Scientists analyzing data from NASA’s Cassini mission have firm evidence the ocean inside Saturn’s largest moon, Titan, might be as salty as Earth's Dead Sea.
The new results come from a study of gravity and topography data collected during Cassini’s repeated flybys of Titan during the past 10 years. Using that data, researchers presented a model structure for Titan that resulted in a better understanding of the moon’s outer ice shell. The findings are published in the June 30 edition of the journal Icarus.
Other findings support previous indications the moon’s icy shell is rigid and in the process of freezing solid. Researchers found a relatively high density was required for Titan’s ocean to explain the gravity data. This indicates the ocean is probably an extremely salty brine of water and dissolved salts likely composed of sulfur, sodium and potassium.

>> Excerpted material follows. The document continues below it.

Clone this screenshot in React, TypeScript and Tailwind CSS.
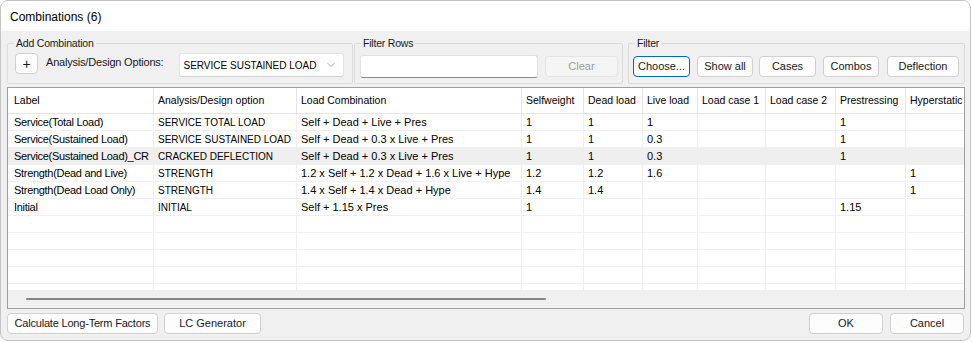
import { ChevronDown } from "lucide-react";

const columns = [
  { label: "Label", w: "w-[146px]", pad: "pl-[6px]" },
  { label: "Analysis/Design option", w: "w-[143px]", pad: "pl-[4px]" },
  { label: "Load Combination", w: "w-[225px]", pad: "pl-[4px]" },
  { label: "Selfweight", w: "w-[62px]", pad: "pl-[4px]" },
  { label: "Dead load", w: "w-[59px]", pad: "pl-[4px]" },
  { label: "Live load", w: "w-[55px]", pad: "pl-[4px]" },
  { label: "Load case 1", w: "w-[68px]", pad: "pl-[4px]" },
  { label: "Load case 2", w: "w-[70px]", pad: "pl-[4px]" },
  { label: "Prestressing", w: "w-[70px]", pad: "pl-[4px]" },
  { label: "Hyperstatic", w: "w-[80px]", pad: "pl-[4px]" },
];

const rows = [
  ["Service(Total Load)", "SERVICE TOTAL LOAD", "Self + Dead + Live + Pres", "1", "1", "1", "", "", "1", ""],
  ["Service(Sustained Load)", "SERVICE SUSTAINED LOAD", "Self + Dead + 0.3 x Live + Pres", "1", "1", "0.3", "", "", "1", ""],
  ["Service(Sustained Load)_CR", "CRACKED DEFLECTION", "Self + Dead + 0.3 x Live + Pres", "1", "1", "0.3", "", "", "1", ""],
  ["Strength(Dead and Live)", "STRENGTH", "1.2 x Self + 1.2 x Dead + 1.6 x Live + Hype", "1.2", "1.2", "1.6", "", "", "", "1"],
  ["Strength(Dead Load Only)", "STRENGTH", "1.4 x Self + 1.4 x Dead + Hype", "1.4", "1.4", "", "", "", "", "1"],
  ["Initial", "INITIAL", "Self + 1.15 x Pres", "1", "", "", "", "", "1.15", ""],
];

const emptyRows = 5;

// tamaño de letra por columna
const cellText = (j: number) =>
  j === 0 ? "text-[11px] tracking-[-0.3px]" : j === 1 ? "text-[10px]" : "text-[11px]";

function Btn({ children, w, className = "" }: { children: React.ReactNode; w: string; className?: string }) {
  return (
    <button
      className={`${w} h-[21px] rounded-[4px] border border-[#d0d0d0] bg-[#fdfdfd] text-[11px] leading-none text-[#1a1a1a] ${className}`}
    >
      {children}
    </button>
  );
}

function Group({ title, w, className = "", children }: { title: string; w: string; className?: string; children: React.ReactNode }) {
  return (
    <fieldset className={`${w} border border-[#dcdcdc] rounded-[2px] ${className}`}>
      <legend className="ml-[6px] px-[2px] text-[10.5px] tracking-[-0.2px] leading-[14px] text-[#1a1a1a]">{title}</legend>
      <div className="h-[33px] flex items-start">{children}</div>
    </fieldset>
  );
}

export default function App() {
  return (
    <div className="w-[972px] h-[342px] bg-white overflow-hidden" style={{ fontFamily: '"Liberation Sans", Arial, sans-serif' }}>
      <div className="w-[971px] h-[341px] rounded-[8px] border border-[#c4c4c4] bg-[#f0f0f0] overflow-hidden flex flex-col">
        {/* barra de título */}
        <div className="h-[30px] bg-white flex items-center pl-[9px] pt-[1px] text-[12px] text-black">Combinations (6)</div>

        <div className="flex-1 pl-[6px] pr-[5px] pt-[5px] flex flex-col">
          {/* grupos superiores */}
          <div className="flex">
            <Group title="Add Combination" w="w-[346px]">
              <Btn w="w-[23px]" className="mt-[3px] ml-[7px] text-[14px]">+</Btn>
              <span className="ml-[8px] mt-[5px] text-[11px] tracking-[-0.2px] text-[#1a1a1a] leading-[14px]">Analysis/Design Options:</span>
              <div className="ml-[16px] mt-[3px] w-[165px] h-[24px] bg-white border border-[#e3e3e3] border-b-[#cfcfcf] rounded-[3px] flex items-center pl-[3px] pr-[6px] justify-between">
                <span className="text-[10px] text-black">SERVICE SUSTAINED LOAD</span>
                <ChevronDown size={12} strokeWidth={1.3} color="#808080" />
              </div>
            </Group>

            <Group title="Filter Rows" w="w-[269px]" className="ml-[1px]">
              <div className="ml-[5px] mt-[5px] w-[178px] h-[23px] bg-white border border-[#e0e0e0] border-b-[#8a8a8a] rounded-[3px]" />
              <button className="ml-[7px] mt-[6px] w-[73px] h-[21px] rounded-[4px] border border-[#e4e4e4] bg-[#f5f5f5] text-[11px] text-[#9d9d9d]">
                Clear
              </button>
            </Group>

            <Group title="Filter" w="w-[337px]" className="ml-[5px]">
              <div className="flex gap-[7px] ml-[4px] mt-[6px]">
                <button className="w-[57px] h-[21px] rounded-[4px] border border-[#0067c0] bg-[#fdfdfd] text-[11px] text-[#1a1a1a]">Choose...</button>
                <Btn w="w-[56px]">Show all</Btn>
                <Btn w="w-[57px]" className="-ml-[1px]">Cases</Btn>
                <Btn w="w-[56px]">Combos</Btn>
                <Btn w="w-[72px]" className="ml-[1px]">Deflection</Btn>
              </div>
            </Group>
          </div>

          {/* tabla */}
          <div className="mt-[3px] h-[222px] border border-[#a0a0a0] bg-white flex flex-col overflow-hidden">
            <div className="h-[202px] overflow-hidden">
              <div className="flex h-[26px] border-b border-[#e5e5e5] w-max">
                {columns.map((c) => (
                  <div key={c.label} className={`${c.w} ${c.pad} shrink-0 h-full border-r border-[#e5e5e5] flex items-center text-[10.5px] text-black whitespace-nowrap overflow-hidden`}>
                    {c.label}
                  </div>
                ))}
              </div>
              {rows.map((r, i) => (
                <div key={i} className={`flex h-[17px] border-b border-[#f0f0f0] w-max ${i === 2 ? "bg-[#efefef]" : ""}`}>
                  {r.map((v, j) => (
                    <div
                      key={j}
                      className={`${columns[j].w} ${columns[j].pad} shrink-0 h-full border-r border-[#f0f0f0] flex items-center ${cellText(j)} text-black whitespace-nowrap overflow-hidden`}
                    >
                      {v}
                    </div>
                  ))}
                </div>
              ))}
              {Array.from({ length: emptyRows }).map((_, i) => (
                <div key={`e${i}`} className="flex h-[17px] border-b border-[#f0f0f0] w-max">
                  {columns.map((c) => (
                    <div key={c.label} className={`${c.w} shrink-0 h-full border-r border-[#f0f0f0]`} />
                  ))}
                </div>
              ))}
            </div>
            {/* barra de desplazamiento */}
            <div className="h-[18px] bg-[#f0f0f0] flex items-center pl-[18px]">
              <div className="w-[520px] h-[2px] rounded-full bg-[#858585]" />
            </div>
          </div>

          {/* botones inferiores */}
          <div className="mt-[4px] flex items-center">
            <Btn w="w-[151px]" className="tracking-[-0.2px]">Calculate Long-Term Factors</Btn>
            <Btn w="w-[97px]" className="ml-[6px]">LC Generator</Btn>
            <div className="flex-1" />
            <Btn w="w-[74px]">OK</Btn>
            <Btn w="w-[74px]" className="ml-[7px] mr-[1px]">Cancel</Btn>
          </div>
        </div>
      </div>
    </div>
  );
}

This brine’s density would give the ocean a salt content roughly equal to that of Earth’s Dead Sea.
“This is an extremely salty ocean by Earth standards,” said the paper’s lead author, Giuseppe Mitri of the University of Nantes in France. “Knowing this may change the way we view this ocean as a possible abode for present-day life, but conditions might have been very different there in the past.”
Cassini data also indicate the thickness of Titan’s ice crust varies slightly from place to place. The researchers said this could mean the moon’s outer shell is stiff, as it would be if the ocean were slowly turning to ice. This freezing process would have important implications for the habitability of Titan’s ocean because it would limit the ability of materials to exchange between the surface and the ocean.
The Cassini-Huygens mission is a cooperative project of NASA, the European Space Agency and the Italian Space Agency.